For records of the Superintendent of Trade, China, see FO 677

Held by: The National Archives, Kew
Legal status: Public Record(s)
Language: English

Sir Henry Pottinger, 1st Baronet, 1789-1856

Physical description: 129 bundle(s)
Custodial history: The collection was presented to the Foreign Office in 1950 by Sir Algar Howard.
Administrative / biographical background:

Sir Henry Pottinger was born at Mount Pottinger Co. Down on 3rd October 1789, the fifth son of Eldreal Curwen Pottinger and Anne Gordon. He was educated at the Belfast Academy, but left to go to sea when he was 12 years old. Then in 1803 he went to India, as a cadet with the East India Co.
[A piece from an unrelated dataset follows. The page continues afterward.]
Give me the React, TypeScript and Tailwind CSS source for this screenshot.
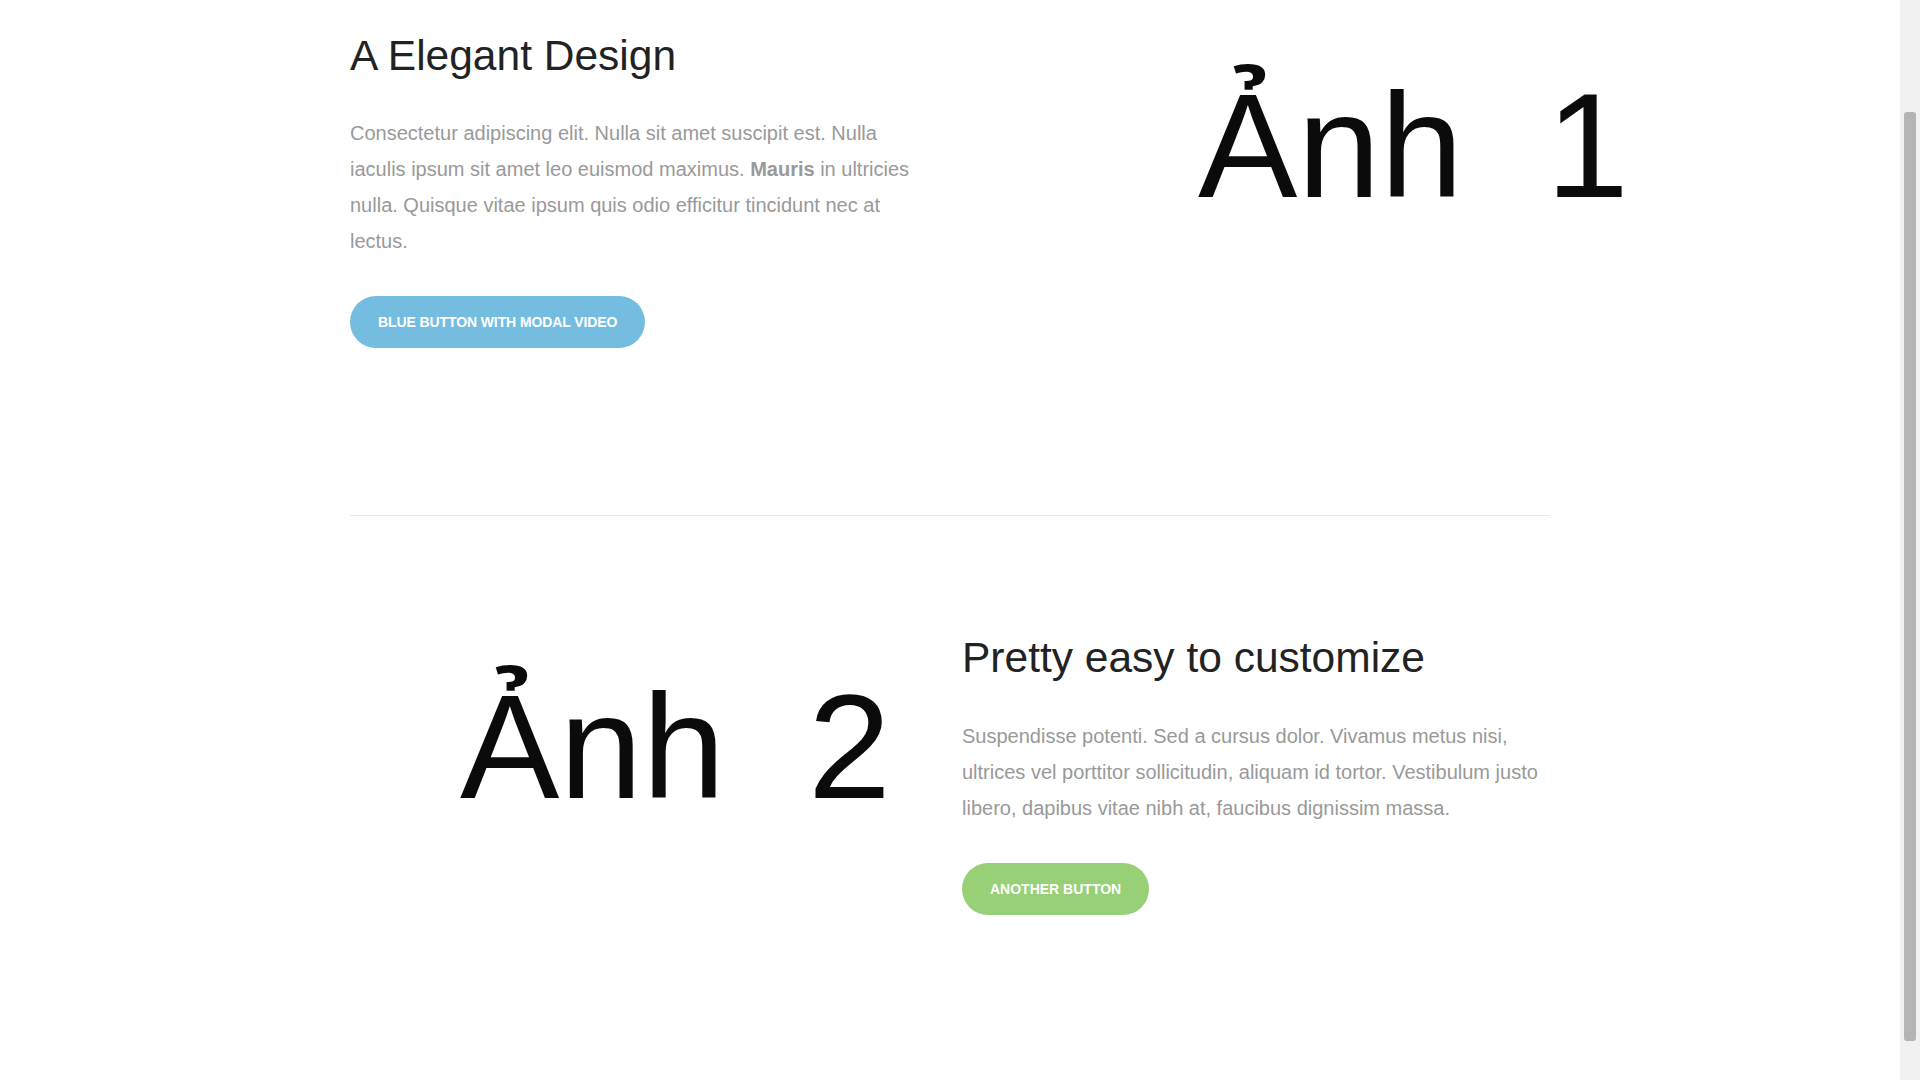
import React from "react";

export default function App() {
  return (
    <div className="flex h-[1080px] w-[1920px] overflow-hidden bg-white font-['Liberation_Sans',Arial,sans-serif]">
      <main className="flex-1">
        <div className="mx-auto w-[1200px]">
          <section className="grid grid-cols-[588px_588px] gap-x-6 pt-[31px] pb-[167px]">
            <div className="flex flex-col items-start">
              <h2 className="text-[42.5px] leading-[50px] text-[#222222]">A Elegant Design</h2>
              <p className="mt-[34px] text-[20px] leading-[36px] text-[#999999]">
                Consectetur adipiscing elit. Nulla sit amet suscipit est. Nulla iaculis ipsum sit amet leo euismod
                maximus. <strong className="font-bold">Mauris</strong> in ultricies nulla. Quisque vitae ipsum quis odio
                efficitur tincidunt nec at lectus.
              </p>
              <button className="mt-[37px] flex h-[52px] items-center rounded-full bg-[#75bde0] px-7 text-[14px] font-bold uppercase tracking-[-0.1px] text-white">
                Blue button with modal video
              </button>
            </div>
            <div className="pt-[40px] pl-[236px]">
              <div className="whitespace-pre text-[149px] leading-[150px] text-[#0b0b0b]">{"Ảnh  1"}</div>
            </div>
          </section>
          <hr className="border-0 border-t border-[#e8e8e8]" />
          <section className="grid grid-cols-[588px_588px] gap-x-6 pt-[117px]">
            <div className="pt-[39px] pl-[110px]">
              <div className="whitespace-pre text-[149px] leading-[150px] text-[#0b0b0b]">{"Ảnh  2"}</div>
            </div>
            <div className="flex flex-col items-start">
              <h2 className="text-[42.5px] leading-[50px] text-[#222222]">Pretty easy to customize</h2>
              <p className="mt-[35px] text-[20px] leading-[36px] text-[#999999]">
                Suspendisse potenti. Sed a cursus dolor. Vivamus metus nisi, ultrices vel porttitor sollicitudin, aliquam
                id tortor. Vestibulum justo libero, dapibus vitae nibh at, faucibus dignissim massa.
              </p>
              <button className="mt-[37px] flex h-[52px] items-center rounded-full bg-[#97d077] px-7 text-[14px] font-bold uppercase text-white">
                Another button
              </button>
            </div>
          </section>
        </div>
      </main>
      <aside className="w-5 bg-[#f1f1f1] pt-[112px]">
        <div className="mx-1 h-[929px] rounded-[3px] bg-[#b4b4b4]" />
      </aside>
    </div>
  );
}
In 1806 he became an ensign and on 16th July 1809 he was promoted to lieutenant.

In 1808 he accompanied a mission to Sind, and between 1809-1811 Pottinger and a friend explored large areas of India and Persia gathering information for the government. He was next appointed to the staff of Sir Evan Nepean, Governor of Bombay, who sent him to Mountstuart Elphinstone the British resident at Poona. While there he was promoted to Captain. On 1st May 1825 he became a major and soon after became resident at Cutch. He was promoted to Lt. Col. in 1829. While at Cutch he conducted a mission to Sind in 1831 and subsequently in 1836 he was appointed political agent there. In 1840 he returned to England because of ill health, and received a baronetcy.

Soon afterwards Pottinger accepted the post of envoy and plenipotentiary to China and superintendent of British trade. The opium war had broken out in 1840, and his predecessor had made one treaty but this had failed. Pottinger was expected to make a satisfactory treaty and re-open China to British trade. A considerable show of force was necessary however, and it was not until 29th August 1842 that a peace treaty was signed.

The terms included cession of Hong Kong to Britain and the five ports of Canton, Amoy, Foochow, Ningpo and Shanghai were opened to British trade. There was also to be consular representation. On 5th April 1843 he became the first British Governor of Hong Kong. He returned to England in the spring of 1844.

On 28th September 1846 Pottinger succeeded Sir Peregrine Maitland as Governor of the Cape of Good Hope, but only stayed there until on 4th August 1847 he became Governor of Madras. He remained in post in Madras until 1854 when ill-health again took him back to England. On 18th March 1856 he died in Malta.

He married in 1820 Susanna Maria, daughter of Captain Richard Cooke of Dublin.